# Left rear power window problem



## jmansr (Jun 11, 2005)

Hello,

Just picked up a 99 A6. I've got an issue with the left rear window not working at all. Not with the master, the door or the rear switch. Noticed the light on the switch also doesn't light up. Swapped the left and the right switches and found even the known good switch does not light up or move the window. Checking the wiring diagram I can see that the left and right rear doors share a ground and share the power to the light on the switches. also the switch grounds through the motor/control module but the light does not. 

The lock works which makes me believe the wiring to the door as whole is alright, unless I'm missing something. Are the door jam connectors a known issue on these cars?

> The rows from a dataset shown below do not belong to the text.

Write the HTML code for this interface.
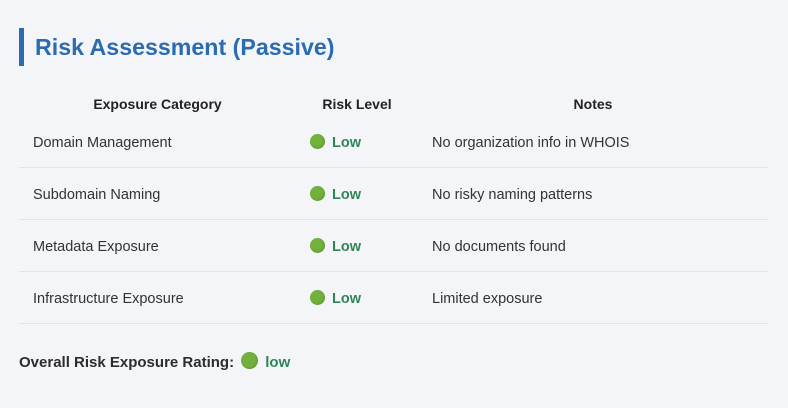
<!DOCTYPE html>
<html><head><meta charset="utf-8"><style>
body{margin:0;background:#f4f5f9;font-family:"Liberation Sans",sans-serif;width:788px;height:408px;overflow:hidden;position:relative;color:#333}
.bar{position:absolute;left:19px;top:28px;width:5px;height:38px;background:#2b6cb0}
h2{position:absolute;left:35px;top:33px;margin:0;font-size:23.2px;font-weight:bold;color:#2b6cb0;line-height:28px}
.row{position:absolute;left:19px;width:749px;height:51px;border-bottom:1px solid #e2e4ea;font-size:14.5px}
.row div{position:absolute;top:2px;line-height:51px}
.hd{position:absolute;top:92px;left:19px;width:749px;height:24px;font-size:14px;font-weight:bold;color:#222}
.hd div{position:absolute;top:0;line-height:24px;text-align:center}
.dot{display:inline-block;width:15px;height:15px;border-radius:50%;background:#72b13c;vertical-align:-2px;margin-right:7px;box-shadow:inset -1px -1px 2px rgba(0,0,0,.15)}
.low{color:#2f855a;font-weight:bold}
.ov{position:absolute;left:19px;top:352px;font-size:15px;font-weight:bold;color:#2d2d2d;line-height:20px}
</style></head><body>
<div class="bar"></div>
<h2>Risk Assessment (Passive)</h2>
<div class="hd"><div style="left:0;width:277px">Exposure Category</div><div style="left:277px;width:122px">Risk Level</div><div style="left:399px;width:350px">Notes</div></div>
<div class="row" style="top:116px"><div style="left:14px">Domain Management</div><div style="left:291px"><span class="dot"></span><span class="low">Low</span></div><div style="left:413px">No organization info in WHOIS</div></div>
<div class="row" style="top:168px"><div style="left:14px">Subdomain Naming</div><div style="left:291px"><span class="dot"></span><span class="low">Low</span></div><div style="left:413px">No risky naming patterns</div></div>
<div class="row" style="top:220px"><div style="left:14px">Metadata Exposure</div><div style="left:291px"><span class="dot"></span><span class="low">Low</span></div><div style="left:413px">No documents found</div></div>
<div class="row" style="top:272px"><div style="left:14px">Infrastructure Exposure</div><div style="left:291px"><span class="dot"></span><span class="low">Low</span></div><div style="left:413px">Limited exposure</div></div>
<div class="ov">Overall Risk Exposure Rating: <span class="dot" style="width:17px;height:17px;margin-left:3px;margin-right:7px"></span><span class="low">low</span></div>
</body></html>
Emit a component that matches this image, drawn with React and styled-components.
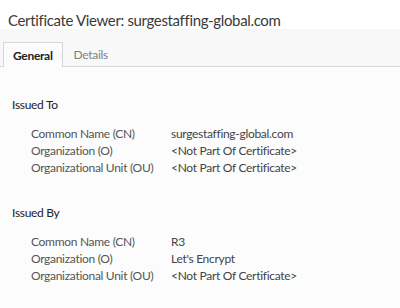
import React from 'react';
import styled, { createGlobalStyle } from 'styled-components';

const GlobalStyle = createGlobalStyle`
  body {
    margin: 0;
    background: #fcfcfc;
    font-family: Lato, "Open Sans", sans-serif;
    font-variant-ligatures: none;
  }
`;

const Window = styled.div`
  width: 400px;
  height: 308px;
  display: flex;
  flex-direction: column;
  background: #fcfcfc;
  overflow: hidden;
`;

const Header = styled.div`
  flex-shrink: 0;
  height: 29px;
  box-sizing: border-box;
  background: #ffffff;
  padding: 11px 8px 0;
  font-size: 15px;
  line-height: 18px;
  letter-spacing: -0.35px;
  color: #3a3a3a;
`;

const TabBar = styled.div`
  flex-shrink: 0;
  display: flex;
  align-items: flex-end;
  height: 38px;
  padding-left: 3px;
  background: #f8f8f8;
  border-bottom: 1px solid #d6d6d6;
  box-sizing: border-box;
`;

const Tab = styled.div`
  height: ${({ active }) => (active ? '25px' : '24px')};
  margin-bottom: ${({ active }) => (active ? '-1px' : '0')};
  padding: 0 ${({ active }) => (active ? '9px' : '10px')};
  display: flex;
  align-items: center;
  font-size: 12px;
  letter-spacing: -0.3px;
  font-weight: ${({ active }) => (active ? 700 : 400)};
  color: ${({ active }) => (active ? '#222' : '#808080')};
  background: ${({ active }) => (active ? '#fcfcfc' : 'transparent')};
  border: 1px solid ${({ active }) => (active ? '#d6d6d6' : 'transparent')};
  border-bottom: none;
  box-sizing: border-box;
`;

const Body = styled.div`
  padding: 29px 0 0 12px;
  display: flex;
  flex-direction: column;
  font-size: 12px;
  line-height: 17px;
  letter-spacing: -0.3px;
`;

const Section = styled.section`
  flex-shrink: 0;
  margin-bottom: 28px;
`;

const SectionTitle = styled.div`
  color: #222;
  margin-bottom: 12px;
`;

const Fields = styled.div`
  display: grid;
  grid-template-columns: 140px auto;
  padding-left: 19px;
`;

const Label = styled.div`
  color: #555;
`;

const Value = styled.div`
  color: #444;
`;

const sections = [
  {
    title: 'Issued To',
    rows: [
      ['Common Name (CN)', 'surgestaffing-global.com'],
      ['Organization (O)', '<Not Part Of Certificate>'],
      ['Organizational Unit (OU)', '<Not Part Of Certificate>'],
    ],
  },
  {
    title: 'Issued By',
    rows: [
      ['Common Name (CN)', 'R3'],
      ['Organization (O)', "Let's Encrypt"],
      ['Organizational Unit (OU)', '<Not Part Of Certificate>'],
    ],
  },
];

export default function App() {
  return (
    <Window>
      <GlobalStyle />
      <Header>Certificate Viewer: surgestaffing-global.com</Header>
      <TabBar>
        <Tab active>General</Tab>
        <Tab>Details</Tab>
      </TabBar>
      <Body>
        {sections.map((s) => (
          <Section key={s.title}>
            <SectionTitle>{s.title}</SectionTitle>
            <Fields>
              {s.rows.map(([k, v]) => (
                <React.Fragment key={k}>
                  <Label>{k}</Label>
                  <Value>{v}</Value>
                </React.Fragment>
              ))}
            </Fields>
          </Section>
        ))}
      </Body>
    </Window>
  );
}
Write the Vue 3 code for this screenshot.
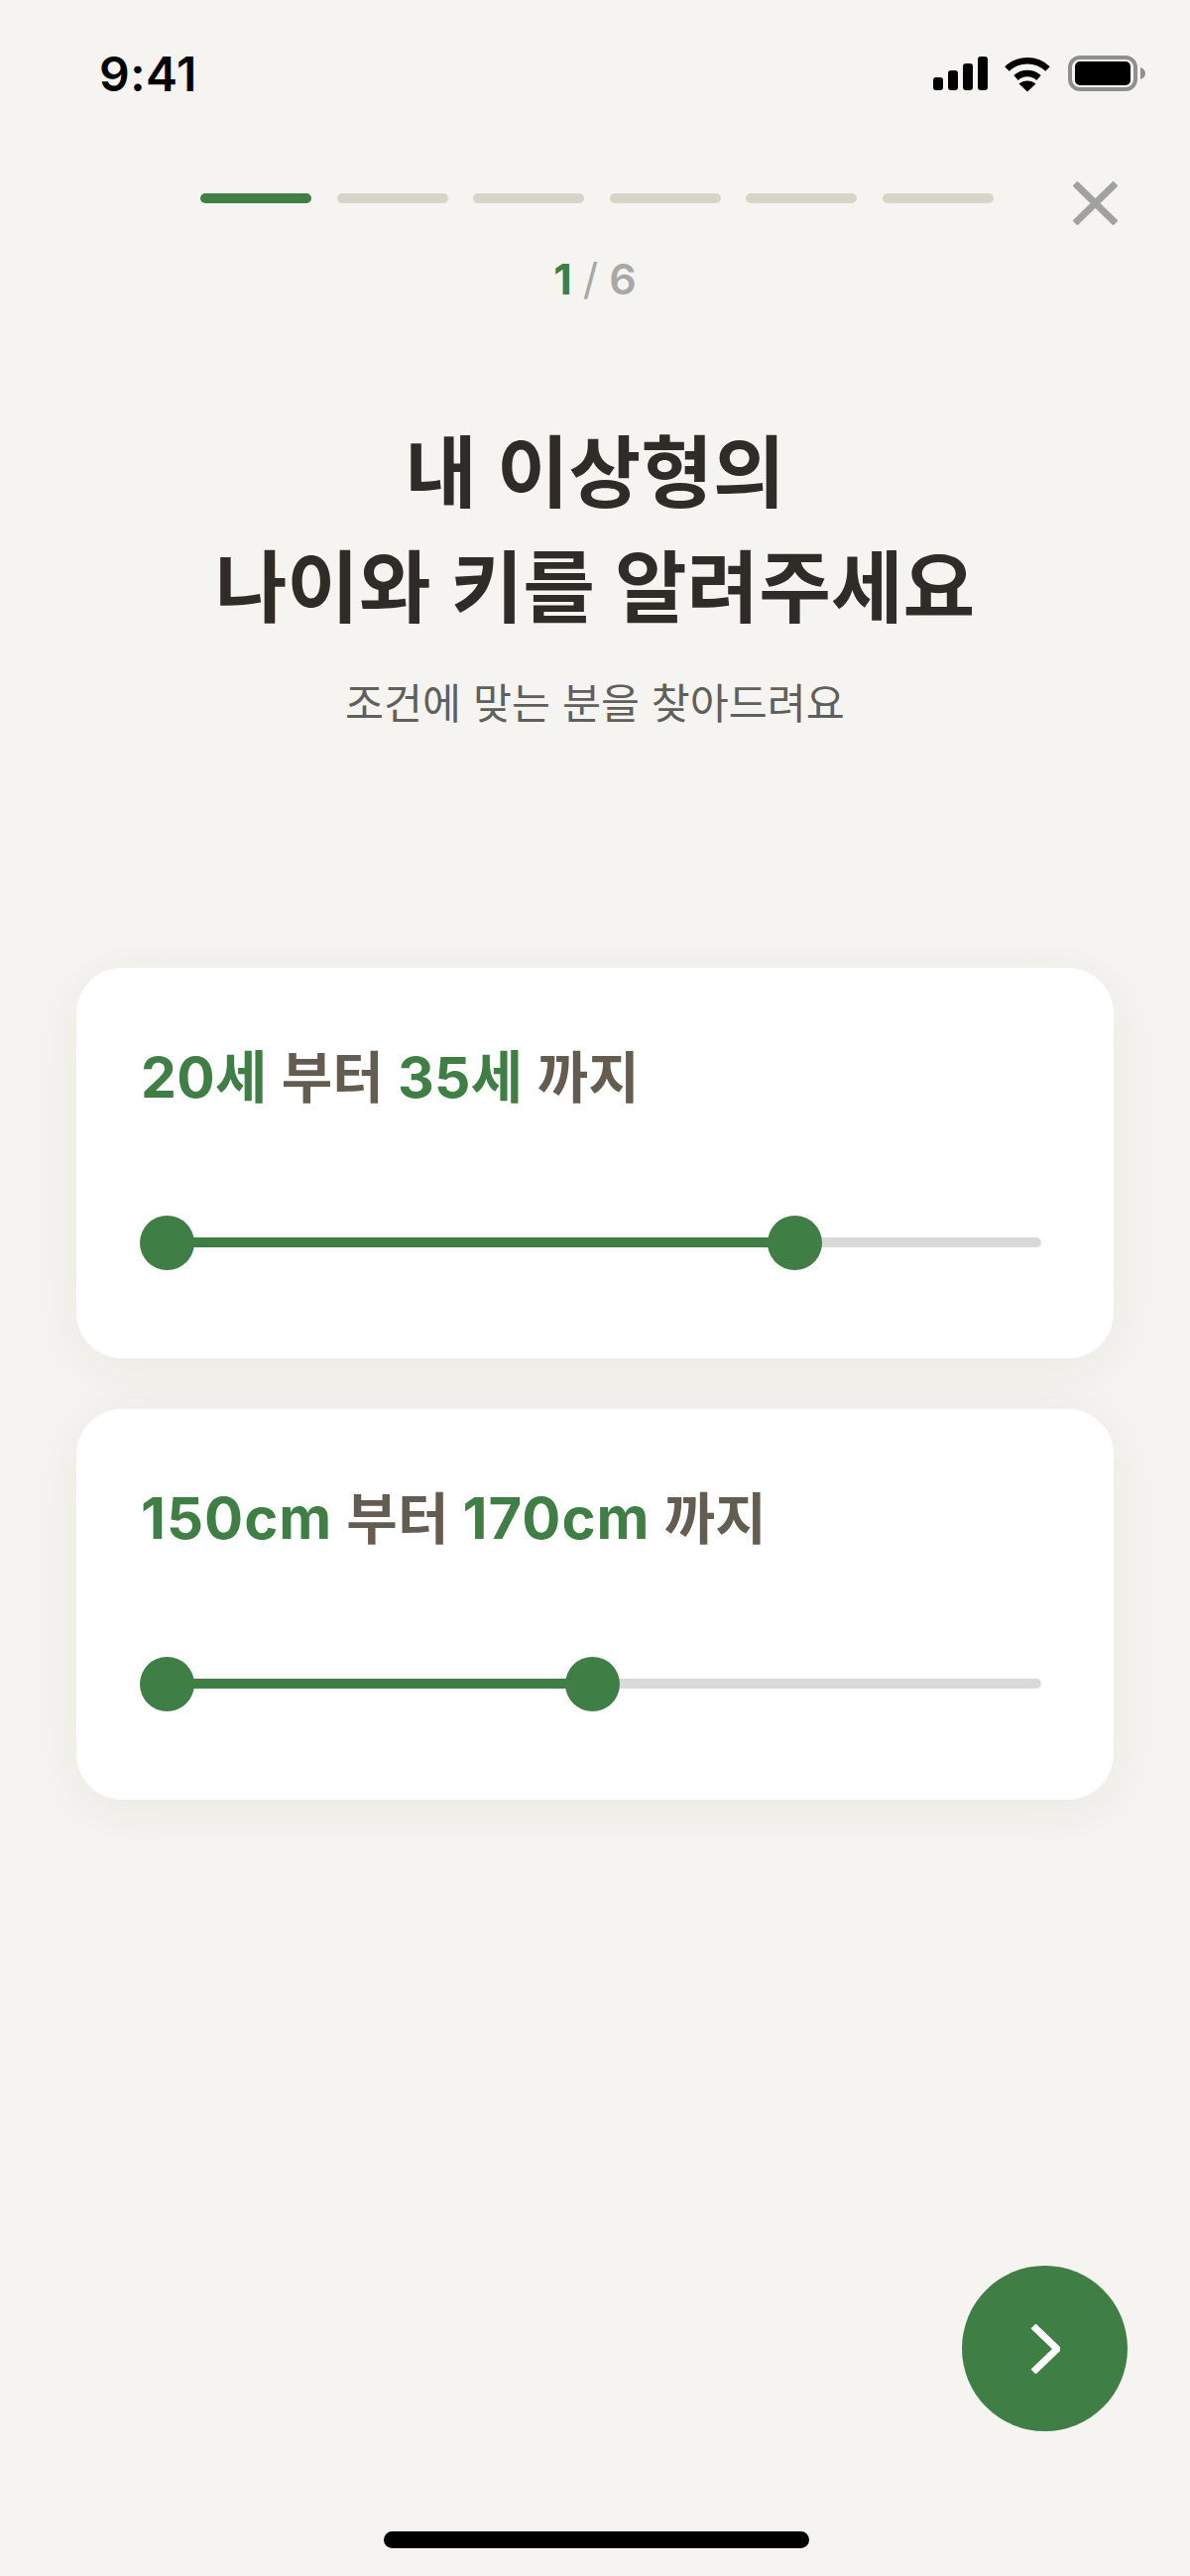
<script setup>
const steps = [true, false, false, false, false, false]

const ranges = [
  { id: 'age', from: '20세', to: '35세', start: 26.5, end: 659 },
  { id: 'height', from: '150cm', to: '170cm', start: 26.5, end: 455 }
]
</script>

<template>
  <div class="page">
    <div class="status">
      <span class="time">9:41</span>
      <div class="status-icons">
        <svg class="signal" width="55" height="34" viewBox="0 0 55 34">
          <rect x="0" y="21" width="10" height="13" rx="3" />
          <rect x="15" y="14" width="10" height="20" rx="3" />
          <rect x="30" y="7" width="10" height="27" rx="3" />
          <rect x="45" y="0" width="10" height="34" rx="3" />
        </svg>
        <svg class="wifi" width="48" height="37" viewBox="0 0 48 37">
          <path d="M3.5 13.5C15 2.5 33 2.5 44.5 13.5" />
          <path d="M12.5 22.5C19 16.5 29 16.5 35.5 22.5" />
          <path class="wifi-dot" d="M24 36.5L15.5 28.5C20 24.5 28 24.5 32.5 28.5Z" />
        </svg>
        <svg class="battery" width="78" height="36" viewBox="0 0 78 36">
          <rect x="2" y="2" width="66" height="32" rx="10" class="battery-case" />
          <rect x="7" y="6" width="56" height="24" rx="5" />
          <path class="battery-tip" d="M73 12C76 13 78 15 78 18C78 21 76 23 73 24Z" />
        </svg>
      </div>
    </div>

    <div class="progress">
      <div class="steps">
        <span
          v-for="(active, i) in steps"
          :key="i"
          class="step"
          :class="{ active }"
        ></span>
      </div>
      <svg class="close" width="45" height="44" viewBox="0 0 45 44">
        <path d="M2 2L43 42M43 2L2 42" />
      </svg>
    </div>

    <div class="counter"><b>1</b><i>/</i><em>6</em></div>

    <h1 class="title">내 이상형의<br />나이와 키를 알려주세요</h1>
    <p class="subtitle">조건에 맞는 분을 찾아드려요</p>

    <div class="cards">
      <section v-for="r in ranges" :key="r.id" class="card">
        <div class="label">
          <span class="val">{{ r.from }}</span> 부터 <span class="val">{{ r.to }}</span> 까지
        </div>
        <div class="slider">
          <div class="fill" :style="{ left: r.start + 'px', width: (r.end - r.start) + 'px' }"></div>
          <span class="thumb" :style="{ left: r.start + 'px' }"></span>
          <span class="thumb" :style="{ left: r.end + 'px' }"></span>
        </div>
      </section>
    </div>

    <button class="next">
      <svg width="30" height="50" viewBox="0 0 30 50">
        <path d="M3 2L27 25L3 48" />
      </svg>
    </button>

    <div class="home"></div>
  </div>
</template>

<style>
html,
body {
  margin: 0;
  background: #f5f4f0;
}
</style>

<style scoped>
.page {
  position: relative;
  display: flex;
  flex-direction: column;
  width: 1200px;
  height: 2598px;
  overflow: hidden;
  background: #f5f4f0;
  font-family: Inter, "Noto Sans CJK KR", sans-serif;
}

.status {
  display: flex;
  justify-content: space-between;
  align-items: center;
  height: 52px;
  margin-top: 48px;
  padding: 0 45px 0 100px;
}
.time {
  font-size: 48px;
  font-weight: 600;
  color: #000;
  letter-spacing: 0.5px;
}
.status-icons {
  display: flex;
  align-items: center;
}
.signal {
  fill: #000;
}
.wifi {
  margin-left: 16px;
  fill: none;
  stroke: #000;
  stroke-width: 6.5;
}
.wifi-dot {
  fill: #000;
  stroke: none;
}
.battery {
  margin-left: 17px;
  fill: #000;
}
.battery-case {
  fill: none;
  stroke: #8f8f8d;
  stroke-width: 4;
}
.battery-tip {
  fill: #8f8f8d;
}

.progress {
  display: flex;
  align-items: flex-start;
  margin-top: 83px;
  padding-left: 202px;
  height: 62px;
}
.steps {
  display: flex;
  gap: 25.6px;
  margin-top: 12px;
}
.step {
  width: 112px;
  height: 10px;
  border-radius: 5px;
  background: #d6d5c9;
}
.step.active {
  background: #3f7f45;
}
.close {
  margin: 0 0 0 80px;
  fill: none;
  stroke: #a1a19d;
  stroke-width: 7;
}

.counter {
  margin-top: 11px;
  font-size: 43px;
  line-height: 50px;
  font-weight: 600;
  text-align: center;
  color: #a8a8a6;
}
.counter b {
  font-weight: 700;
  color: #3f7f45;
}
.counter i {
  margin: 0 11px;
  font-style: normal;
  font-weight: 400;
}
.counter em {
  font-style: normal;
}

.title {
  margin: 113px 0 0;
  font-size: 79px;
  line-height: 116px;
  font-weight: 600;
  text-align: center;
  color: #2f2c28;
}
.subtitle {
  margin: 31px 0 0;
  font-size: 42.4px;
  line-height: 56px;
  font-weight: 400;
  text-align: center;
  color: #5f5f5b;
}

.cards {
  display: flex;
  flex-direction: column;
  gap: 51px;
  margin: 238px 77px 0;
}
.card {
  height: 394px;
  box-sizing: border-box;
  padding: 76px 73px 0 65px;
  border-radius: 46px;
  background: #fff;
  box-shadow: 0 10px 60px rgba(60, 55, 40, 0.06);
}
.label {
  height: 70px;
  font-size: 56px;
  line-height: 70px;
  font-weight: 600;
  color: #655c51;
  white-space: nowrap;
}
.val {
  font-size: 58px;
  line-height: 1;
  letter-spacing: 1px;
  font-weight: 700;
  color: #3f7f45;
}
.card:first-child .val {
  font-size: 57px;
  letter-spacing: 0.3px;
}
.slider {
  position: relative;
  height: 10px;
  margin-top: 126px;
  border-radius: 5px;
  background: #d9d9d9;
}
.fill {
  position: absolute;
  top: 0;
  height: 10px;
  background: #3f7f45;
}
.thumb {
  position: absolute;
  top: -22.5px;
  width: 55px;
  height: 55px;
  margin-left: -27.5px;
  border-radius: 50%;
  background: #3f7f45;
}

.next {
  position: absolute;
  left: 970px;
  top: 2285px;
  display: flex;
  align-items: center;
  justify-content: center;
  width: 167px;
  height: 167px;
  padding: 0;
  border: none;
  border-radius: 50%;
  background: #3f7f45;
}
.next svg {
  fill: none;
  stroke: #fff;
  stroke-width: 7;
}

.home {
  position: absolute;
  left: 387px;
  top: 2553px;
  width: 429px;
  height: 17px;
  border-radius: 9px;
  background: #000;
}
</style>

Anyone else encountered this?


----------



## MeanGreenWagon (Jun 30, 2013)

Had The Same problem left rear door wouldn't roll up or down on the window, Tried New switch, new motor. 

The problem seemed to be wire was cut/pinched under boot where it goes from door to car frame, pull the Boot back and check all wires in there and see if you have a cut wire like I did.


----------



## jmansr (Jun 11, 2005)

Ah ha, that's exactly what has happened. Didn't realise that the windows and door locks share a ground but have different ground wires through the door jam. Found the big brown ground wire was snapped, crimped on a butt connector and everything is working great now.


----------



## MeanGreenWagon (Jun 30, 2013)

Same exact thing was one mine. it sucked, I even jumped the gun and bought a new window motor... only to realize it wasn't the problem. 

Glad you got it fixed and glad I could help out with the issue.


----------